India has said that it acquired nuclear weapons to prevent other strong nations from blackmail and coercion.
National security advisor Shivshankar Menon disclosed that after India became a declared nuclear weapons state in 1998, it has not faced such threats.
Menon made the remarks during a national outreach conference on global nuclear disarmament.
He underlined that until the world arrived at “this happy state” it will continue to maintain atomic weapons as they have helped deter others from attempting nuclear coercion or blackmail.
On at least three occasions before 1998, other powers used the explicit or implicit threat of nuclear weapons to try and change India’s behaviour,” he revealed.

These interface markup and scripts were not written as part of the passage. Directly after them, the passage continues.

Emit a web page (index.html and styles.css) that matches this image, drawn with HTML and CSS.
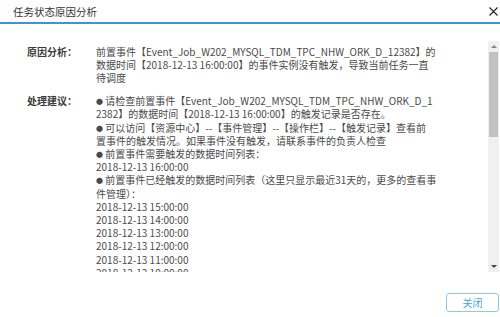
FILE: index.html
```html
<!DOCTYPE html>
<html lang="zh-CN">
<head>
    <meta charset="UTF-8">
    <title>任务状态原因分析</title>
    <link rel="stylesheet" href="styles.css">
</head>
<body>
    <div class="dialog">
        <div class="dialog-header">
            <span class="dialog-title">任务状态原因分析</span>
            <svg class="dialog-close" width="9" height="9" viewBox="0 0 9 9">
                <path d="M0.5 0.5 L8.5 8.5 M8.5 0.5 L0.5 8.5" stroke="#222" stroke-width="1.1" fill="none"/>
            </svg>
        </div>
        <div class="dialog-body">
            <div class="scroll-box">
                <div class="row">
                    <div class="label">原因分析：</div>
                    <div class="text">前置事件【Event_Job_W202_MYSQL_TDM_TPC_NHW_ORK_D_12382】的<br>数据时间【2018-12-13 16:00:00】的事件实例没有触发，导致当前任务一直<br>待调度</div>
                </div>
                <div class="row">
                    <div class="label">处理建议：</div>
                    <div class="text">
                        <p><span class="dot">●</span> 请检查前置事件【Event_Job_W202_MYSQL_TDM_TPC_NHW_ORK_D_1<br>2382】的数据时间【2018-12-13 16:00:00】的触发记录是否存在。</p>
                        <p><span class="dot">●</span> 可以访问【资源中心】--【事件管理】--【操作栏】--【触发记录】查看前<br>置事件的触发情况。如果事件没有触发，请联系事件的负责人检查</p>
                        <p><span class="dot">●</span> 前置事件需要触发的数据时间列表：</p>
                        <p>2018-12-13 16:00:00</p>
                        <p><span class="dot">●</span> 前置事件已经触发的数据时间列表（这里只显示最近31天的，更多的查看事<br>件管理）：</p>
                        <p>2018-12-13 15:00:00</p>
                        <p>2018-12-13 14:00:00</p>
                        <p>2018-12-13 13:00:00</p>
                        <p>2018-12-13 12:00:00</p>
                        <p>2018-12-13 11:00:00</p>
                        <p>2018-12-13 10:00:00</p>
                        <p>2018-12-13 09:00:00</p>
                        <p>2018-12-13 08:00:00</p>
                        <p>2018-12-13 07:00:00</p>
                        <p>2018-12-13 06:00:00</p>
                        <p>2018-12-13 05:00:00</p>
                        <p>2018-12-13 04:00:00</p>
                        <p>2018-12-13 03:00:00</p>
                        <p>2018-12-13 02:00:00</p>
                        <p>2018-12-13 01:00:00</p>
                        <p>2018-12-13 00:00:00</p>
                    </div>
                </div>
            </div>
            <div class="scrollbar">
                <div class="scroll-btn"><span class="arrow-up"></span></div>
                <div class="scroll-track">
                    <div class="scroll-thumb"></div>
                </div>
                <div class="scroll-btn"><span class="arrow-down"></span></div>
            </div>
        </div>
        <div class="dialog-footer">
            <button class="btn-close">关闭</button>
        </div>
    </div>
</body>
</html>
```

FILE: styles.css
```css
body {
    margin: 0;
    font-family: "Noto Sans CJK SC", "Noto Sans", sans-serif;
    background-color: #fff;
    color: #4a4a4a;
}

.dialog {
    display: flex;
    flex-direction: column;
    width: 500px;
    height: 317px;
}

.dialog-header {
    display: flex;
    justify-content: space-between;
    align-items: center;
    height: 22px;
    padding: 0 2px 0 13px;
    border-bottom: 2px solid #3a94dc;
}

.dialog-title {
    font-size: 10.5px;
    color: #333;
}

.dialog-body {
    display: flex;
    height: 231px;
    margin-top: 17px;
    padding-right: 1px;
}

.scroll-box {
    flex: 1;
    overflow: hidden;
    padding: 3.5px 0 0 27px;
    font-size: 10px;
    line-height: 13.2px;
}

.row {
    display: flex;
    margin-bottom: 10px;
}

.label {
    width: 69px;
    flex-shrink: 0;
    font-weight: bold;
    color: #3a3a3a;
}

.text {
    white-space: nowrap;
}

.text p {
    margin: 0;
}

.dot {
    font-size: 7px;
    line-height: 0;
    vertical-align: 1px;
}

/* fake scrollbar */
.scrollbar {
    display: flex;
    flex-direction: column;
    width: 11px;
    background-color: #f0f0f0;
}

.scroll-btn {
    display: flex;
    justify-content: center;
    align-items: center;
    height: 11px;
}

.arrow-up {
    border-left: 3px solid transparent;
    border-right: 3px solid transparent;
    border-bottom: 3px solid #888;
}

.arrow-down {
    border-left: 3px solid transparent;
    border-right: 3px solid transparent;
    border-top: 3px solid #444;
}

.scroll-track {
    flex: 1;
    padding: 0 1px;
}

.scroll-thumb {
    height: 85px;
    background-color: #c1c1c1;
}

.dialog-footer {
    display: flex;
    justify-content: flex-end;
    padding: 21px 1px 0 0;
}

.btn-close {
    width: 53px;
    height: 19px;
    padding: 0;
    border: 1px solid #8ec7f2;
    border-radius: 3px;
    background-color: #fff;
    color: #4a9fe3;
    font-family: inherit;
    font-size: 10px;
}
```
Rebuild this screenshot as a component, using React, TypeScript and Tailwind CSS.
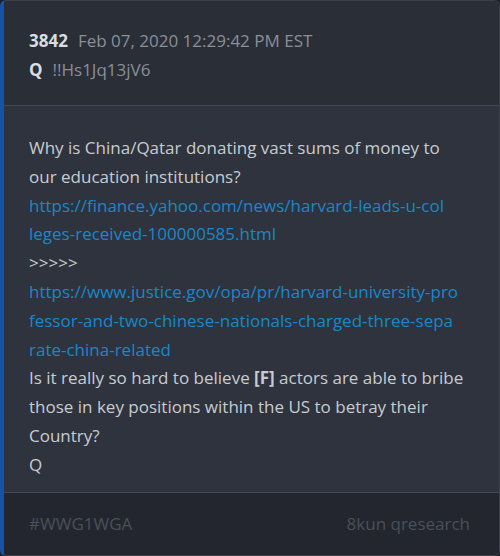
export default function App() {
  return (
    <div className="w-[500px] h-[556px] bg-[#1e2128]" style={{ fontFamily: '"Open Sans", sans-serif' }}>
      <div className="h-full flex flex-col rounded-md border border-[#3b404a] border-l-4 border-l-[#1553a6] overflow-hidden">
        <div className="bg-[#2a2e37] px-[25px] pt-[25px] pb-[21px] text-[17px] leading-[29px] border-b border-[#434852]">
          <div>
            <span className="font-bold text-[#d9dce0]">3842</span>
            <span className="ml-[10px] text-[#8a8f98]">Feb 07, 2020 12:29:42 PM EST</span>
          </div>
          <div>
            <span className="font-bold text-[#d9dce0]">Q</span>
            <span className="ml-[10px] text-[#8a8f98]">!!Hs1Jq13jV6</span>
          </div>
        </div>
        <div className="flex-1 bg-[#2e333d] pl-[25px] pr-[33px] pt-[28px] text-[17px] leading-[28.8px] text-[#c8ccd2] border-b border-[#434852]">
          <p>Why is China/Qatar donating vast sums of money to our education institutions?</p>
          <p className="text-[#1a87c9]">
            <span className="block whitespace-nowrap">https://finance.yahoo.com/news/harvard-leads-u-col</span>
            <span className="block whitespace-nowrap">leges-received-100000585.html</span>
          </p>
          <p>&gt;&gt;&gt;&gt;&gt;</p>
          <p className="text-[#1a87c9]">
            <span className="block whitespace-nowrap">https://www.justice.gov/opa/pr/harvard-university-pro</span>
            <span className="block whitespace-nowrap">fessor-and-two-chinese-nationals-charged-three-sepa</span>
            <span className="block whitespace-nowrap">rate-china-related</span>
          </p>
          <p>
            Is it really so hard to believe <span className="font-bold">[F]</span> actors are able to bribe those in key positions within the US to betray their Country?
          </p>
          <p>Q</p>
        </div>
        <div className="h-[62px] bg-[#23262e] flex items-center justify-between pl-[25px] pr-[29px] text-[17px] text-[#4a4f59]">
          <span>#WWG1WGA</span>
          <span>8kun qresearch</span>
        </div>
      </div>
    </div>
  );
}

“So the possession of nuclear weapons has, empirically speaking, deterred others from attempting nuclear blackmail against India,” he added.
The day-long conference, organised by the Indian Council of World Affairs and supported by the external affairs ministry, saw the participation of nearly 1500 students from around 37 universities.
Menon said,”Unlike certain other nuclear weapon states, India’s weapons were not meant to redress a military imbalance, or to compensate for some perceived inferiority in conventional military terms, or to serve some tactical or operational military need on the battlefield,” he added.
Menon underlined that said the acquisition of nuclear weapons has imparted an added authority to India’s moral authority for universal disarmament on the global fora.
“We spent 24 years after our first peaceful nuclear explosion in 1974 urging and working for universal nuclear disarmament and a nuclear free world,” he said.